The FOMC affirmed the provisional ranges for the monetary aggregates in 1998 that it had selected last July, which, once again, encompass the growth rates associated with conditions of approximate price stability, provided that these aggregates act in accord with their pre-1990s historical relationships with nominal income and interest rates. These ranges are identical to those that had prevailed for 1997--1 to 5 percent for M2 and 2 to 6 percent for M3. The FOMC also reaffirmed its range of 3 to 7 percent for the debt of the domestic nonfinancial sectors for this year. I should caution, though, that the expectations of the governors and Reserve Bank presidents for the expansion of nominal GDP in 1998 suggest that growth of M2 in the upper half of its benchmark range is a distinct possibility this year. Given the continuing strength of bank credit, M3 might even be above its range as depositories use liabilities in this aggregate to fund loan growth and securities acquisitions. Nonfinancial debt should come in around the middle portion of its range. In the first part of the 1990s, money growth diverged from historical relationships with income and interest rates, in part as savers diversified into bond and stock mutual funds, which had become more readily available and whose returns were considerably more attractive than those on deposits. This anomalous behavior of velocity severely set back most analysts' confidence in the usefulness of M2 as an indicator of economic developments. In recent years, there have been tentative signs that the historical relationship linking the velocity of M2--measured as the ratio of nominal GDP to the money stock--to the cost of holding M2 assets was reasserting itself. However, a persistent residual upward drift in velocity over the past few years and its apparent cessation very recently underscores our ongoing uncertainty about the stability of this relationship. The FOMC will continue to observe the evolution of the monetary and credit aggregates carefully, integrating information about these variables with a wide variety of other information in determining its policy stance.

Uncertainty about the Outlook

With the current situation reflecting a balance of strong countervailing forces, events in the months ahead are not likely to unfold smoothly. In that regard, I would like to flag a few areas of concern about the economy beyond those mentioned already regarding Asian developments.

Without doubt, lenders have provided important support to spending in the past few years by their willingness to transact at historically small margins and in large volumes. Equity investors have contributed as well by apparently pricing in the expectation of substantial earnings gains and requiring modest compensation for the risk that those expectations could be mistaken. Approaching the eighth year of the economic expansion, this is understandable in an economic environment that, contrary to historical experience, has become increasingly benign. Businesses have been meeting obligations readily and generating high profits, putting them in outstanding financial health.

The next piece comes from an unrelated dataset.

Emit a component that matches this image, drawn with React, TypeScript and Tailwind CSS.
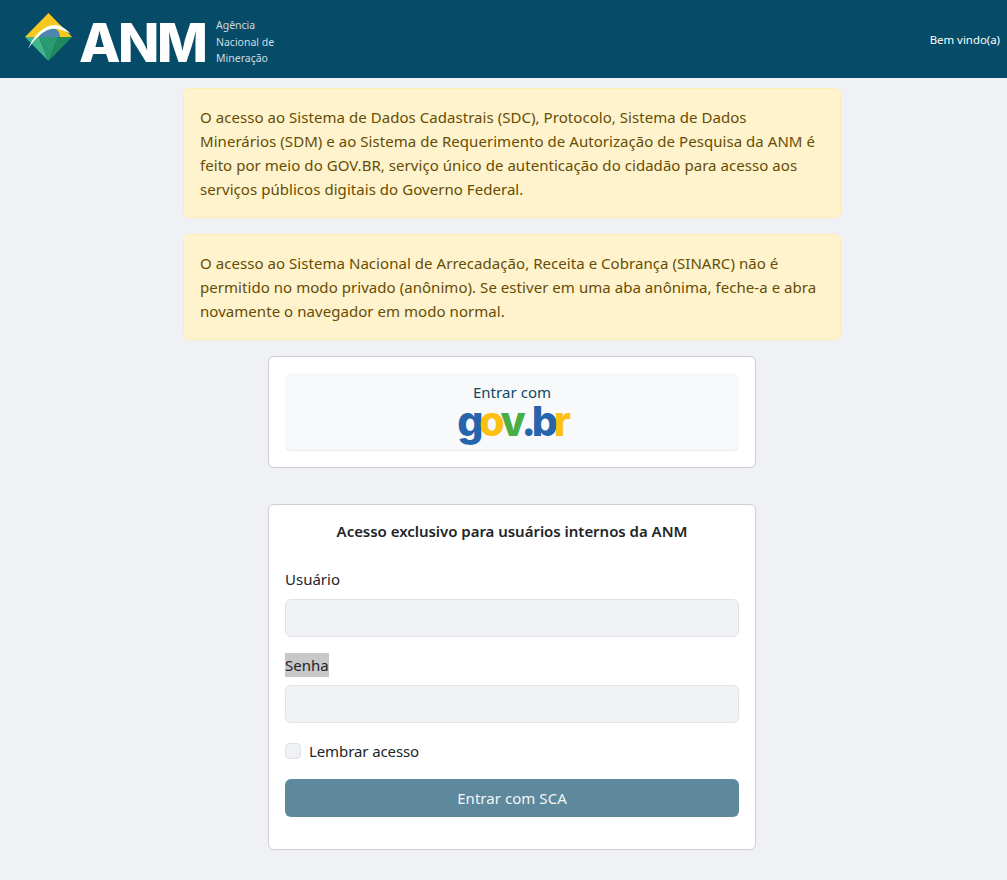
const font = { fontFamily: '"Noto Sans", "Open Sans", sans-serif', fontSize: "15px", letterSpacing: "0.05px" };

function Logo() {
  return (
    <div className="flex items-start pt-[13px]">
      <svg width="50" height="50" viewBox="0 0 50 50" className="ml-[24px]">
        <polygon points="24.5,0 48,24 1,24" fill="#f7c81e" />
        <polygon points="1,24 15,24 24.5,48" fill="#43b78a" />
        <polygon points="15,24 34,24 24.5,48" fill="#2a9a72" />
        <polygon points="34,24 48,24 24.5,48" fill="#1f8a5c" />
        <path d="M15 24 C16 17 22 13 27 14 C33 15 36 19 36 24 Z" fill="#4f86b0" />
        <path d="M4 36 C10 22 20 12 31 12 C37 12 42 16 47 21 C40 17 33 15 27 16 C18 18 10 27 4 36 Z" fill="#ffffff" />
      </svg>
      <span className="ml-[5px] mt-[1px] w-[128px] text-[54px] leading-[58px] font-extrabold tracking-[-2.5px] text-white" style={{ fontFamily: 'Inter, sans-serif' }}>
        ANM
      </span>
      <div className="ml-[9px] mt-[4px] w-[62px] text-[10.5px] leading-[16.5px] tracking-normal text-[#cfdbe2]">
        <div>Agência</div>
        <div className="whitespace-nowrap">Nacional de</div>
        <div>Mineração</div>
      </div>
    </div>
  );
}

function Alert({ children }: { children: React.ReactNode }) {
  return (
    <div className="w-[658px] rounded-md border border-[#ffecb5] bg-[#fff3cd] p-4 text-[#664d03]">
      {children}
    </div>
  );
}

export default function App() {
  return (
    <div className="min-h-[880px] bg-[#f0f1f5] leading-6 text-[#212529]" style={font}>
      <header className="flex h-[78px] items-start justify-between bg-[#064c68] pr-[7px]">
        <Logo />
        <span className="mt-[28px] text-[11.4px] tracking-normal text-white">Bem vindo(a)</span>
      </header>
      <main className="flex flex-col items-center pl-[17px] pt-[10px]">
        <div className="flex flex-col gap-4">
          <Alert>
            O acesso ao Sistema de Dados Cadastrais (SDC), Protocolo, Sistema de Dados Minerários (SDM) e ao Sistema de Requerimento de Autorização de Pesquisa da ANM é feito por meio do GOV.BR, serviço único de autenticação do cidadão para acesso aos serviços públicos digitais do Governo Federal.
          </Alert>
          <Alert>
            O acesso ao Sistema Nacional de Arrecadação, Receita e Cobrança (SINARC) não é permitido no modo privado (anônimo). Se estiver em uma aba anônima, feche-a e abra novamente o navegador em modo normal.
          </Alert>
        </div>
        <section className="mt-4 w-[488px] rounded-md border border-[#ced0d4] bg-white p-4">
          <div className="flex h-[78px] flex-col items-center rounded-md border-b border-[#e9ebee] bg-[#f8f9fa] pt-[7px] text-[#0c4a63]">
            <span>Entrar com</span>
            <span className="flex h-[34px] text-[41px] leading-[34px] font-extrabold tracking-[-4.2px]" style={{ fontFamily: 'Inter, sans-serif' }}>
              <span className="inline-block h-[34px] text-[#2764ae]">g</span>
              <span className="inline-block h-[34px] text-[#fdc010]">o</span>
              <span className="inline-block h-[34px] text-[#4aae44]">v</span>
              <span className="inline-block h-[34px] text-[#2764ae]">.b</span>
              <span className="inline-block h-[34px] text-[#fdc010]">r</span>
            </span>
          </div>
        </section>
        <section className="mt-9 h-[346px] w-[488px] rounded-md border border-[#ced0d4] bg-white px-4 pt-[14px]">
          <h2 className="text-center font-semibold tracking-[-0.03px]">Acesso exclusivo para usuários internos da ANM</h2>
          <div className="mt-6 tracking-normal">Usuário</div>
          <div className="mt-2 h-[38px] rounded-md border border-[#dee2e6] bg-[#f0f1f5]" />
          <div className="mt-4 w-fit bg-[#c8c8c8] tracking-normal">Senha</div>
          <div className="mt-2 h-[38px] rounded-md border border-[#dee2e6] bg-[#f0f1f5]" />
          <div className="mt-4 flex items-center">
            <span className="h-4 w-4 rounded-[4px] border border-[#dee2e6] bg-[#f0f1f5]" />
            <span className="ml-2 tracking-[-0.1px]">Lembrar acesso</span>
          </div>
          <button className="mt-4 h-[38px] w-full rounded-md bg-[#5e889c] text-[#f4f6f8]">Entrar com SCA</button>
        </section>
      </main>
    </div>
  );
}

But we must be concerned about becoming too complacent about evaluating repayment risks. All too often at this stage of the business cycle, the loans that banks extend later make up a disproportionate share of total nonperforming loans. In addition, quite possibly, twelve or eighteen months hence, some of the securities purchased on the market could be looked upon with some regret by investors. As one of the nation's bank supervisors, the Federal Reserve will make every effort to encourage banks to apply sound underwriting standards in their lending. Prudent lenders should consider a wide range of economic situations in evaluating credit; to do otherwise would risk contributing to potentially disruptive financial problems down the road.

A second area of concern involves our nation's continuing role in the new high-tech international financial system. By joining with our major trading partners and international financial institutions in helping to stabilize the economies of Asia and promoting needed structural changes, we are also encouraging the continued expansion of world trade and global economic and financial stability on which the ongoing increase of our own standards of living depends. If we were to cede our role as a world leader, or backslide into protectionist policies, we would threaten the source of much of our own sustained economic growth.

A third risk is complacency about inflation prospects. The combination and interaction of significant increases in productivity-improving technologies, sharp declines in budget deficits, and disciplined monetary policy has damped product price changes, bringing them to near stability. While part of this result owes to good policy, part is the product of the fortuitous emergence of new technologies and of some favorable price developments in imported goods. However, as history counsels, it is unwise to count on any string of good fortune to continue indefinitely. At the same time, though, it is also instructive to remember the words of an old sage that "luck is the residue of design." He meant that to some degree we can deliberately put ourselves in position to experience good fortune and be better prepared when misfortune strikes. For example, the 1970s were marked by two major oil-price shocks and a significant depreciation in the exchange value of the dollar. But those misfortunes were, in part, the result of allowing imbalances to build over the decade as policymakers lost hold of the anchor provided by price stability. Some of what we now see helping rein in inflation pressures is more likely to occur in an environment of stable prices and price expectations that thwarts producers from indiscriminately passing on higher costs, puts a premium on productivity enhancement, and rewards more effectively investment in physical and human capital.

Simply put, while the pursuit of price stability does not rule out misfortune, it lowers its probability. If firms are convinced that the general price level will remain stable, they will reserve increases in their sales prices of goods and services as a last resort, for fear that such increases could mean loss of market share. Similarly, if households are convinced of price stability, they will not see variations in relative prices as reasons to change their long-run inflation expectations. Thus, continuing to make progress toward this legislated objective will make future supply shocks less likely and our nation's economy less vulnerable to those that occur.